In Oprah’s November magazine the following article is published regarding utilizing the same skills we use in our personal relationships to guide us toward world peace.

http://www.mainedop.org/oprah.htm

Please take a moment to read this outstanding message which highlights the importance of using the word “AND” in place of “OR” in our thoughts and vocabulary.

When we allow multiple perspectives to occur simultaneously, we begin to broaden our understanding between people.

Retraining ourselves to look at many alternatives keeps our minds supple, our aggressive tendencies to a minimum and our lives rich. Self-righteous and entrenched positions begin to soften and relating versus controlling communication skills develop.

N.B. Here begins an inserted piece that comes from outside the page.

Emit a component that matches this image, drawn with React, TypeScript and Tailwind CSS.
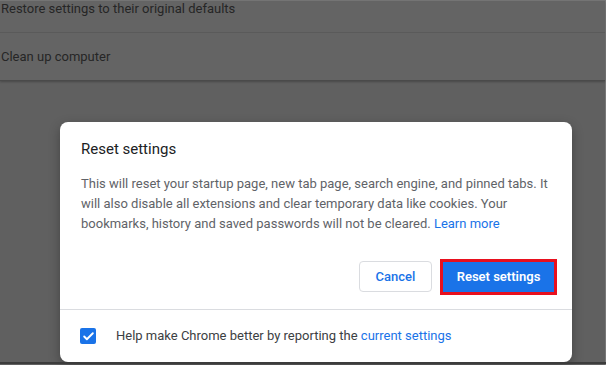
import { Check } from "lucide-react";

const rows = ["Restore settings to their original defaults", "Clean up computer"];

export default function App() {
  return (
    <div className="relative h-[365px] w-[606px] overflow-hidden bg-[#606060] font-['Roboto',sans-serif]">
      {/* page behind the modal scrim */}
      <div className="border-t border-[#767676] border-r border-r-[#787878] h-full">
        <div className="bg-[#646464] border-b border-[#4a4a4a] shadow-[0_1px_2px_rgba(0,0,0,0.25)]">
          {rows.map((label, i) => (
            <div
              key={label}
              className={
                i === 0
                  ? "h-[32px] border-b border-[#5a5a5a] pl-[1px] text-[13px] leading-[15px] text-[#262626]"
                  : "flex h-[47px] items-center pl-[1px] text-[13px] text-[#262626]"
              }
            >
              {label}
            </div>
          ))}
        </div>
      </div>

      {/* dialog */}
      <div className="absolute left-[60px] top-[122px] w-[512px] rounded-lg bg-white shadow-[0_4px_12px_rgba(0,0,0,0.3)]">
        <h2 className="px-[21px] pt-[17px] text-[15px] leading-[20px] text-[#202124]">Reset settings</h2>
        <p className="mt-[15px] px-[21px] text-[13px] leading-[20px] text-[#5f6368]">
          This will reset your startup page, new tab page, search engine, and pinned tabs. It
          <br />
          will also disable all extensions and clear temporary data like cookies. Your
          <br />
          bookmarks, history and saved passwords will not be cleared.{" "}
          <span className="text-[#1a73e8]">Learn more</span>
        </p>
        <div className="mt-[27px] flex items-center justify-end gap-[11px] pb-[17px] pr-[18px]">
          <button
            type="button"
            className="h-[31px] w-[73px] rounded-[4px] border border-[#dadce0] bg-white text-[13px] font-medium text-[#1a73e8]"
          >
            Cancel
          </button>
          <button
            type="button"
            className="h-[30px] w-[111px] bg-[#1a73e8] text-[13px] font-semibold text-white outline-[3px] outline-solid outline-[#e8101e]"
          >
            Reset settings
          </button>
        </div>
        <div className="flex h-[53px] items-center gap-[20px] border-t border-[#dadce0] px-[20px]">
          <span className="flex h-[16px] w-[16px] items-center justify-center rounded-[2px] bg-[#1a73e8]">
            <Check className="h-[13px] w-[13px] text-white" strokeWidth={3.5} />
          </span>
          <span className="text-[13px] text-[#3c4043]">
            Help make Chrome better by reporting the <span className="text-[#1a73e8]">current settings</span>
          </span>
        </div>
      </div>

      <div className="absolute bottom-[1px] left-0 h-[2px] w-full bg-[#3c3c3c]" />
    </div>
  );
}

In conjunction with this article, there is also a movement to create a Federal Department of Peace within our government. This department will advocate non-violence and will also address issues such as child-abuse, gangs and drug addiction.

Non-violence is the governing principle of this organization. Non-violence (Ahimsa) is a broad virtue which encompasses the lack of hurtful thoughts, hurtful words and hurtful deeds directed to ourselves and each other. It begins with each one of us.

When you refrain from gossip you are practicing Ahimsa, when you are gentle to yourself and turn down your inner critic, you are practicing Ahimsa, when you speak about others with compassion instead of judgement, you are practicing Ahimsa. When you chose to cause no harm, you are practicing Ahimsa.

May you be blessed by recognizing when your own internal violence is engaged in making someone pay or in being the only one who is right and may you develop the skills to reverse this tendency and its control of your life.